Mea culpa préliminaire. Vu la teneur de mon propos, on m’objectera sensément d’être inconséquent de publier sur internet. Je n’ignore pas cette cuisante contradiction mais, sauf à ne pas publier du tout, ne sais à ce jour comment la résoudre.
Confinement. Insupportable euphémisme dissimulant l’assignation à résidence de populations dociles, transformant les États en administrations pénitentiaires globales. Ce coronavirus est le faux désastre qui banalise celui, autrement plus effroyable, de l’arsenal médico-policier garant du contrôle et de la gestion de milliard de personnes captives. La plus grande démonstration totalitaire à l’échelle mondiale de ce 21ème siècle naissant. Partout les comportements sociaux sont recodés par toute une batterie d’injonctions hygiénistes normatives. D’inédites contraintes sociales disciplinent les corps, cérémonieusement appliquées par les citoyens actifs de leur auto-flicage par attestation de déplacement dérogatoire et assidus à la délation volontaire. J’entends souvent les psalmodies éhontées des imbéciles répétant leur confortable accommodement à l’enfermement domiciliaire. Ce qu’ils réalisent avec soulagement m’horripile profondément. Je ne crois pas exagéré de dire qu’une large partie des grégaires étaient déjà confinés bien avant l’épidémie. L’État d’urgence sanitaire, État d’exception à l’autorité hypertrophié, n’a fait que révéler tout en accélérant significativement, la numérisation des existences des cyber-citoyens. A la télé-surveillance, télé-conférence, télé-vision, télé-achat, télé-travail … s’ajoutent désormais le télé-procès, la télé-consultation ou la télé-scolarité. Essor inéluctable de la domestication digitale. Désincarnation aggravée des êtres humains mus en ectoplasmes dûment connectés. Des vies vides ritualisées par la virtualité. Désireux d’éprouver par mon corps, mes sens, une réalité exonérée de l’enfer numérique je pourrais allègrement me gausser de la métamorphose de tant de gens en nœuds informatiques. Hélas, je ne peux pas. Leur virtualité tue tangiblement ma réalité et celles d’une infinité d’êtres qui persistent, malgré tout, à survivre sur la terre.
Une semaine avant la fin du confinement décrété par les gouvernants, j’ai donc décidé d’attaquer le pylône de télécommunication de Chantemerle dans le Vercors.

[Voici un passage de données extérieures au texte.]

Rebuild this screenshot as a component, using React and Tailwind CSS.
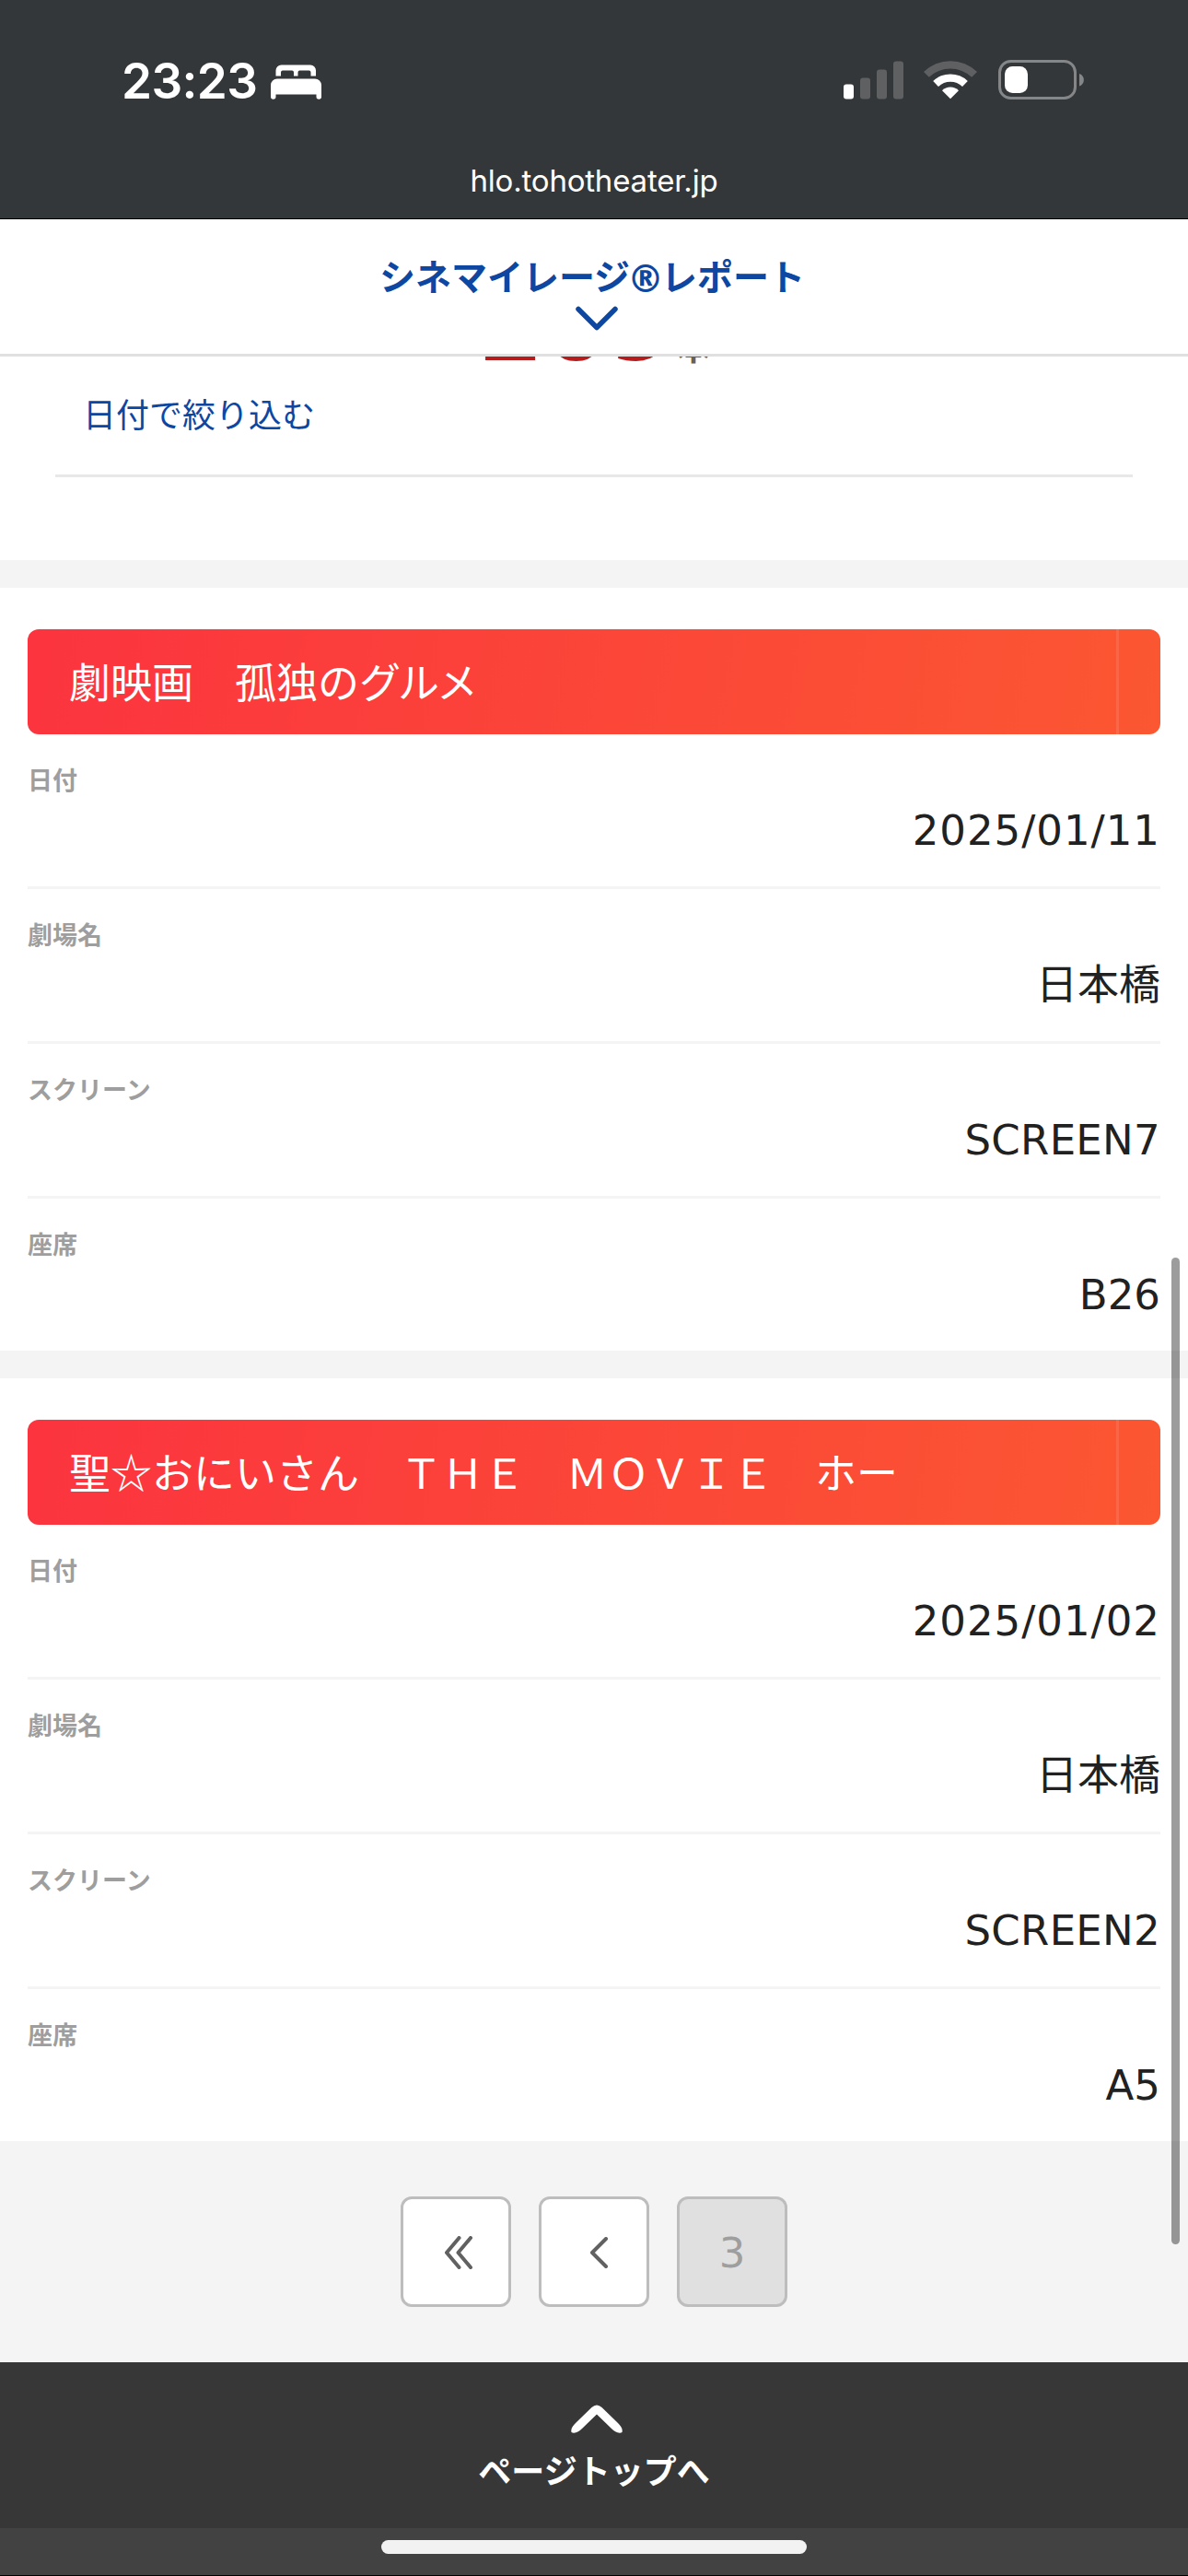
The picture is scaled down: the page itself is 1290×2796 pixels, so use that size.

En voici la narration allitérative. Bruissement dans les bras des buis de mon belvédère. En bas, dans les bourgs et bourgades, les boites à bruits balancent en boucle les boniments de bienveillants bureaucrates. Bénévolement barricadé dans son bercail, le bétail barbote dans ses branchements. Bigot bêtement berné par ses bergers en blouse blanche. Le but de mon baroud ? Bouleverser brièvement le battage en bousillant un des bunkers de Big Data Brother. Bouffée de bravoure face au bloc de béton bâti au bout d’un bois balafré de bitume. Je brave les barbelé de la barrière, bouteilles et briquet boutent le feu à la base. Je bondis dans ma barque derrière un buisson de bruyère, braque à bâbord, la boussole en bandoulière. Une brise bientôt me blottit dans une bande de brouillard, j’en bois en grand bol et me barre. En bas, dans les bourgs et bourgades les boites à bruit buguent et le bétail braille.